Magnetic resonance velocity imaging of turbulent gas flow in a packed bed of catalyst support pellets

Abstract

Compressed sensing magnetic resonance methods have been used to image the time-averaged velocity and turbulent kinetic energy in 3D for turbulent gas flowing through a bed of porous, hollow cylindrical catalyst support pellets. Velocity and turbulent kinetic energy images were acquired at a spatial resolution of 0.70 mm (x) × 0.70 mm (y) × 1.0 mm (z) for particle Reynolds numbers, Rep, of 500, 2500 and 6500 in a bed with a tube-to-particle diameter ratio of 4.7. These data represent the first full-field measurements of turbulent gas flow in packed beds of non-spherical pellets.
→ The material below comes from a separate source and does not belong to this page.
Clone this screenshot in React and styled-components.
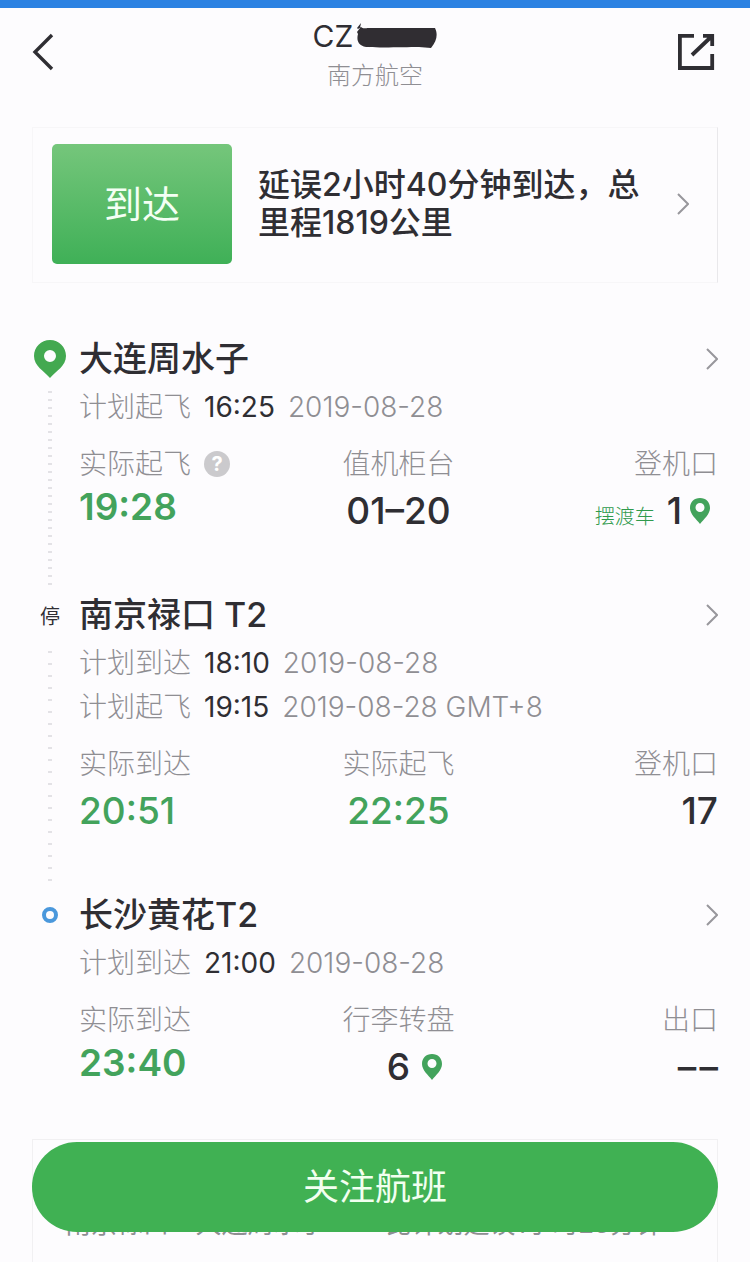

The resulting images reveal several interesting features of the hydrodynamics in this system. A large degree of flow heterogeneity is observed in the bed, with regions of high-speed fluid observed near the walls and in large voids, and regions of backflow observed in the wake of pellets, between pellets, and within the pellet holes. For increasing Rep, the normalized axial velocity at the wall is found to increase, and the normalized turbulent kinetic energy becomes more homogeneous throughout the bed. The correlation between the turbulent kinetic energy and time-averaged velocity shows that the highest turbulent kinetic energy occurs in regions of intermediate time-averaged velocity. Further, the turbulent kinetic energy profile at the pellet-scale is substantially different from the case of simple channel flow for Rep≥ 2500. Overall, these measurements clearly demonstrate the ability of magnetic resonance methods for acquiring full-field flow data in packed bed systems using commercially-relevant pellets and flow conditions.